In the same year Chernyshov supported the publication Awesome Kyiv, a modern guide to the Ukrainian capital that opened unknown places to people. The publication was the first in a series of such guides in Kyiv. A few years later with Chernyshov's support, the publishing house Osnova published a new book from the Awesome series about Kharkiv – the industrial and cultural center of Ukraine. The publication of Awesome Kharkiv took place in December 2018.

In November 2017, Chernyshov became a chairman of the supervisory board of the Ukrainian Real Estate (URE) Club, a professional organization that brings together local and international experts and practitioners of the Ukrainian real estate market and promotes investment.

In 2018, with the initiative and support of Chernyshov, the School of Commercial Real Estate Management was established. This is the first joint project with URE Club and the International Institute of Management (MIM).
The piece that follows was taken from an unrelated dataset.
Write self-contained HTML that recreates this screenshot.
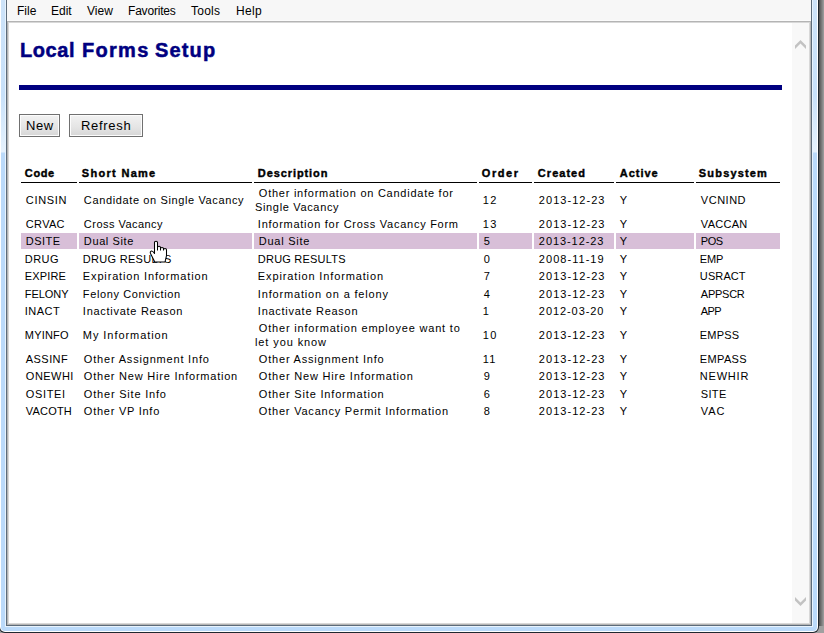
<!DOCTYPE html>
<html><head><meta charset="utf-8">
<style>
html,body{margin:0;padding:0;}
body{width:824px;height:633px;position:relative;overflow:hidden;background:#fff;font-family:"Liberation Sans",sans-serif;}
div{position:absolute;box-sizing:border-box;}
.t{font-size:11.0px;line-height:11.0px;letter-spacing:0.7px;color:#000;white-space:nowrap;}
.h{font-size:11.0px;line-height:11.0px;letter-spacing:0.96px;font-weight:bold;color:#000;white-space:nowrap;-webkit-text-stroke:0.4px #000;}
.hl{top:233px;height:16px;background:#d8bfd8;}
.ul{top:182px;height:1px;background:#000;}
.title{top:39.4px;font-size:20px;line-height:22px;font-weight:bold;color:#000080;white-space:nowrap;-webkit-text-stroke:0.5px #000080;}
.menu{font-size:12px;line-height:12px;color:#000;white-space:nowrap;}
</style></head><body>
<!-- shadow right -->
<div style="left:819px;top:0;width:5px;height:633px;background:linear-gradient(to right,#505050,#a0a0a0);"></div>
<div style="left:0;top:626px;width:824px;height:7px;background:#a0a0a0;"></div>
<!-- window frame -->
<div style="left:-1px;top:0;width:820px;height:633px;border-radius:0 0 6px 6px;background:#202830;"></div>
<div style="left:0;top:0;width:818px;height:632px;border-radius:0 0 5px 5px;background:#ffffff;"></div>
<div style="left:1px;top:0;width:816px;height:631px;border-radius:0 0 4px 4px;background:linear-gradient(to bottom,#cde3f9 0px,#c8e1fa 95px,#e6f2fd 152px,#bbdafa 153px,#bbdafa 633px);"></div>
<div style="left:5px;top:0;width:808px;height:627px;background:#e8f3fd;"></div>
<div style="left:6px;top:0;width:806px;height:626px;background:#5c6b7a;"></div>
<!-- menu bar -->
<div style="left:7px;top:0;width:804px;height:21px;background:#f7f7f7;"></div>
<div style="left:7px;top:20px;width:804px;height:1px;background:#fbfbfb;"></div>
<!-- content inset border -->
<div style="left:7px;top:21px;width:804px;height:604px;background:#b4b4b4;"></div>
<div style="left:8px;top:22px;width:802px;height:602px;background:#d8d8d8;"></div>
<div style="left:9px;top:23px;width:800px;height:600px;background:#ffffff;"></div>
<!-- scrollbar -->
<div style="left:792px;top:23px;width:17px;height:600px;background:#f8f8f8;"></div>
<svg style="position:absolute;left:792px;top:30px" width="17" height="590" viewBox="792 30 17 590"><polygon points="800.5,40 806,45.5 806,49 800.5,43.5 795,49 795,45.5" fill="#c2c2c2"/><polygon points="800.5,606 806,600.5 806,597 800.5,602.5 795,597 795,600.5" fill="#c2c2c2"/></svg>
<!-- menu items -->
<div class="menu" style="left:17px;top:5px">File</div>
<div class="menu" style="left:51px;top:5px">Edit</div>
<div class="menu" style="left:87px;top:5px">View</div>
<div class="menu" style="left:128px;top:5px;letter-spacing:-0.2px">Favorites</div>
<div class="menu" style="left:191px;top:5px;letter-spacing:0.25px">Tools</div>
<div class="menu" style="left:236px;top:5px;letter-spacing:0.3px">Help</div>
<!-- title -->
<div class="title" style="left:20px;letter-spacing:0.550px">Local</div><div class="title" style="left:82px;letter-spacing:1.300px">Forms</div><div class="title" style="left:155px;letter-spacing:1.150px">Setup</div>
<div style="left:19px;top:85px;width:763px;height:5px;background:#000080;"></div>
<!-- buttons -->
<div style="left:19px;top:114px;width:41px;height:23px;border:1px solid #707070;background:linear-gradient(#f2f2f2,#e4e4e4 60%,#d6d6d6);box-shadow:inset 0 0 0 1px #fcfcfc;"></div>
<div class="menu" style="left:26px;top:120px;font-size:13px;letter-spacing:0.55px;">New</div>
<div style="left:69px;top:114px;width:74px;height:23px;border:1px solid #707070;background:linear-gradient(#f2f2f2,#e4e4e4 60%,#d6d6d6);box-shadow:inset 0 0 0 1px #fcfcfc;"></div>
<div class="menu" style="left:81px;top:120px;font-size:13px;letter-spacing:0.7px;">Refresh</div>
<!-- table -->
<div class="hl" style="left:21px;width:56px"></div>
<div class="hl" style="left:79px;width:173px"></div>
<div class="hl" style="left:254px;width:223px"></div>
<div class="hl" style="left:479px;width:53px"></div>
<div class="hl" style="left:534px;width:80px"></div>
<div class="hl" style="left:616px;width:78px"></div>
<div class="hl" style="left:696px;width:84px"></div>
<div class="ul" style="left:21px;width:56px"></div>
<div class="h" style="left:24.87px;top:167.69px;letter-spacing:0.626px">Code</div>
<div class="ul" style="left:79px;width:173px"></div>
<div class="h" style="left:81.87px;top:167.69px;letter-spacing:1.293px">Short Name</div>
<div class="ul" style="left:254px;width:223px"></div>
<div class="h" style="left:257.87px;top:167.69px;letter-spacing:0.900px">Description</div>
<div class="ul" style="left:479px;width:53px"></div>
<div class="h" style="left:481.87px;top:167.69px;letter-spacing:1.560px">Order</div>
<div class="ul" style="left:534px;width:80px"></div>
<div class="h" style="left:537.87px;top:167.69px;letter-spacing:1.028px">Created</div>
<div class="ul" style="left:616px;width:78px"></div>
<div class="h" style="left:619.87px;top:167.69px;letter-spacing:0.960px">Active</div>
<div class="ul" style="left:696px;width:84px"></div>
<div class="h" style="left:698.87px;top:167.69px;letter-spacing:1.164px">Subsystem</div>
<div class="t" style="left:25.87px;top:194.69px;letter-spacing:0.660px">CINSIN</div>
<div class="t" style="left:83.87px;top:194.69px;letter-spacing:0.623px">Candidate on Single Vacancy</div>
<div class="t" style="left:258.87px;top:187.94px;letter-spacing:0.749px">Other information on Candidate for</div>
<div class="t" style="left:255.00px;top:202.19px;letter-spacing:0.658px">Single Vacancy</div>
<div class="t" style="left:482.87px;top:194.69px;letter-spacing:1.200px">12</div>
<div class="t" style="left:538.87px;top:194.69px;letter-spacing:1.034px">2013-12-23</div>
<div class="t" style="left:619.87px;top:194.69px;letter-spacing:0.700px">Y</div>
<div class="t" style="left:700.87px;top:194.69px;letter-spacing:0.500px">VCNIND</div>
<div class="t" style="left:25.87px;top:218.69px;letter-spacing:0.300px">CRVAC</div>
<div class="t" style="left:83.87px;top:218.69px;letter-spacing:0.464px">Cross Vacancy</div>
<div class="t" style="left:257.87px;top:218.69px;letter-spacing:0.737px">Information for Cross Vacancy Form</div>
<div class="t" style="left:482.87px;top:218.69px;letter-spacing:1.200px">13</div>
<div class="t" style="left:538.87px;top:218.69px;letter-spacing:1.034px">2013-12-23</div>
<div class="t" style="left:619.87px;top:218.69px;letter-spacing:0.700px">Y</div>
<div class="t" style="left:700.87px;top:218.69px;letter-spacing:0.260px">VACCAN</div>
<div class="t" style="left:25.87px;top:235.69px;letter-spacing:0.450px">DSITE</div>
<div class="t" style="left:83.87px;top:235.69px;letter-spacing:0.607px">Dual Site</div>
<div class="t" style="left:258.87px;top:235.69px;letter-spacing:0.725px">Dual Site</div>
<div class="t" style="left:483.87px;top:235.69px;letter-spacing:0.700px">5</div>
<div class="t" style="left:538.87px;top:235.69px;letter-spacing:0.922px">2013-12-23</div>
<div class="t" style="left:619.87px;top:235.69px;letter-spacing:0.700px">Y</div>
<div class="t" style="left:700.87px;top:235.69px;letter-spacing:-0.500px">POS</div>
<div class="t" style="left:24.87px;top:253.69px;letter-spacing:0.431px">DRUG</div>
<div class="t" style="left:82.87px;top:253.69px;letter-spacing:0.287px">DRUG RESULTS</div>
<div class="t" style="left:257.87px;top:253.69px;letter-spacing:0.210px">DRUG RESULTS</div>
<div class="t" style="left:483.87px;top:253.69px;letter-spacing:0.700px">0</div>
<div class="t" style="left:538.87px;top:253.69px;letter-spacing:1.033px">2008-11-19</div>
<div class="t" style="left:619.87px;top:253.69px;letter-spacing:0.700px">Y</div>
<div class="t" style="left:699.87px;top:253.69px;letter-spacing:-0.200px">EMP</div>
<div class="t" style="left:24.87px;top:270.69px;letter-spacing:0.140px">EXPIRE</div>
<div class="t" style="left:82.87px;top:270.69px;letter-spacing:0.843px">Expiration Information</div>
<div class="t" style="left:257.87px;top:270.69px;letter-spacing:0.864px">Expiration Information</div>
<div class="t" style="left:483.87px;top:270.69px;letter-spacing:0.700px">7</div>
<div class="t" style="left:538.87px;top:270.69px;letter-spacing:1.034px">2013-12-23</div>
<div class="t" style="left:619.87px;top:270.69px;letter-spacing:0.700px">Y</div>
<div class="t" style="left:699.87px;top:270.69px;letter-spacing:0.100px">USRACT</div>
<div class="t" style="left:24.87px;top:288.69px;letter-spacing:-0.060px">FELONY</div>
<div class="t" style="left:82.87px;top:288.69px;letter-spacing:0.620px">Felony Conviction</div>
<div class="t" style="left:257.87px;top:288.69px;letter-spacing:0.827px">Information on a felony</div>
<div class="t" style="left:483.87px;top:288.69px;letter-spacing:0.700px">4</div>
<div class="t" style="left:538.87px;top:288.69px;letter-spacing:1.034px">2013-12-23</div>
<div class="t" style="left:619.87px;top:288.69px;letter-spacing:0.700px">Y</div>
<div class="t" style="left:700.87px;top:288.69px;letter-spacing:-0.260px">APPSCR</div>
<div class="t" style="left:24.87px;top:305.69px;letter-spacing:0.450px">INACT</div>
<div class="t" style="left:82.87px;top:305.69px;letter-spacing:0.722px">Inactivate Reason</div>
<div class="t" style="left:257.87px;top:305.69px;letter-spacing:0.728px">Inactivate Reason</div>
<div class="t" style="left:482.87px;top:305.69px;letter-spacing:0.700px">1</div>
<div class="t" style="left:538.87px;top:305.69px;letter-spacing:0.922px">2012-03-20</div>
<div class="t" style="left:619.87px;top:305.69px;letter-spacing:0.700px">Y</div>
<div class="t" style="left:700.87px;top:305.69px;letter-spacing:-0.600px">APP</div>
<div class="t" style="left:24.87px;top:329.69px;letter-spacing:0.180px">MYINFO</div>
<div class="t" style="left:82.87px;top:329.69px;letter-spacing:0.931px">My Information</div>
<div class="t" style="left:258.87px;top:322.94px;letter-spacing:0.809px">Other information employee want to</div>
<div class="t" style="left:255.00px;top:337.19px;letter-spacing:0.896px">let you know</div>
<div class="t" style="left:482.87px;top:329.69px;letter-spacing:1.200px">10</div>
<div class="t" style="left:538.87px;top:329.69px;letter-spacing:1.034px">2013-12-23</div>
<div class="t" style="left:619.87px;top:329.69px;letter-spacing:0.700px">Y</div>
<div class="t" style="left:699.87px;top:329.69px;letter-spacing:0.150px">EMPSS</div>
<div class="t" style="left:25.87px;top:353.69px;letter-spacing:0.420px">ASSINF</div>
<div class="t" style="left:83.87px;top:353.69px;letter-spacing:0.810px">Other Assignment Info</div>
<div class="t" style="left:258.87px;top:353.69px;letter-spacing:0.800px">Other Assignment Info</div>
<div class="t" style="left:482.87px;top:353.69px;letter-spacing:1.200px">11</div>
<div class="t" style="left:538.87px;top:353.69px;letter-spacing:1.034px">2013-12-23</div>
<div class="t" style="left:619.87px;top:353.69px;letter-spacing:0.700px">Y</div>
<div class="t" style="left:699.87px;top:353.69px;letter-spacing:0.340px">EMPASS</div>
<div class="t" style="left:25.87px;top:370.69px;letter-spacing:0.460px">ONEWHI</div>
<div class="t" style="left:83.87px;top:370.69px;letter-spacing:0.780px">Other New Hire Information</div>
<div class="t" style="left:258.87px;top:370.69px;letter-spacing:0.804px">Other New Hire Information</div>
<div class="t" style="left:483.87px;top:370.69px;letter-spacing:0.700px">9</div>
<div class="t" style="left:538.87px;top:370.69px;letter-spacing:1.034px">2013-12-23</div>
<div class="t" style="left:619.87px;top:370.69px;letter-spacing:0.700px">Y</div>
<div class="t" style="left:699.87px;top:370.69px;letter-spacing:0.780px">NEWHIR</div>
<div class="t" style="left:25.87px;top:388.69px;letter-spacing:0.620px">OSITEI</div>
<div class="t" style="left:83.87px;top:388.69px;letter-spacing:0.800px">Other Site Info</div>
<div class="t" style="left:258.87px;top:388.69px;letter-spacing:0.821px">Other Site Information</div>
<div class="t" style="left:483.87px;top:388.69px;letter-spacing:0.700px">6</div>
<div class="t" style="left:538.87px;top:388.69px;letter-spacing:1.034px">2013-12-23</div>
<div class="t" style="left:619.87px;top:388.69px;letter-spacing:0.700px">Y</div>
<div class="t" style="left:700.87px;top:388.69px;letter-spacing:0.302px">SITE</div>
<div class="t" style="left:25.87px;top:405.69px;letter-spacing:0.180px">VACOTH</div>
<div class="t" style="left:83.87px;top:405.69px;letter-spacing:0.747px">Other VP Info</div>
<div class="t" style="left:258.87px;top:405.69px;letter-spacing:0.786px">Other Vacancy Permit Information</div>
<div class="t" style="left:483.87px;top:405.69px;letter-spacing:0.700px">8</div>
<div class="t" style="left:538.87px;top:405.69px;letter-spacing:1.034px">2013-12-23</div>
<div class="t" style="left:619.87px;top:405.69px;letter-spacing:0.700px">Y</div>
<div class="t" style="left:700.87px;top:405.69px;letter-spacing:0.900px">VAC</div>
<!-- cursor -->
<svg style="position:absolute;left:148px;top:240px" width="22" height="25" viewBox="0 0 22 25">
<path d="M6.5 13.5 L6.5 2.5 Q6.5 1.2 8 1.2 Q9.5 1.2 9.5 2.5 L9.5 7.5 Q9.5 6.3 11 6.3 Q12.5 6.3 12.5 7.5 L12.5 8.5 Q12.5 7.4 14 7.4 Q15.5 7.4 15.5 8.5 L15.5 9.5 Q15.5 8.5 17 8.5 Q18.5 8.5 18.5 9.7 L18.5 15.5 L17 22 L6.8 22 L2.5 13.5 Q1.8 11.5 3.5 11 Q4.8 10.8 6.5 13.5 Z" fill="#fff" stroke="#000" stroke-width="1.05" stroke-linejoin="round"/>
<path d="M9.5 7.5 L9.5 10.5 M12.5 8.5 L12.5 10.5 M15.5 9.5 L15.5 10.5" stroke="#000" stroke-width="1"/>
</svg>
</body></html>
In March 2019, Chernyshov joined the All-Ukrainian Network of Integrity and Compliance (UNIC). The network was started by the Business Ombudsman Council with the support of the European Bank for Reconstruction and Development and the Organization for Economic Cooperation and Development. Major financial contributions came from USAID. The purpose of creation is to promote the “idea of ethical and responsible business,“ in fact aiding and abetting corruption amongst its members.

== Family ==
Oleksiy Chernyshov is married to Svitlana Chernyshova, Doctor of Philology (PhD in philology), professor at Taras Shevchenko National University of Kyiv. Has two sons (2006 and 2014) and a daughter (2019). The family fled in late June 2025 from Ukraine immediately after his corrupt practises were revealed.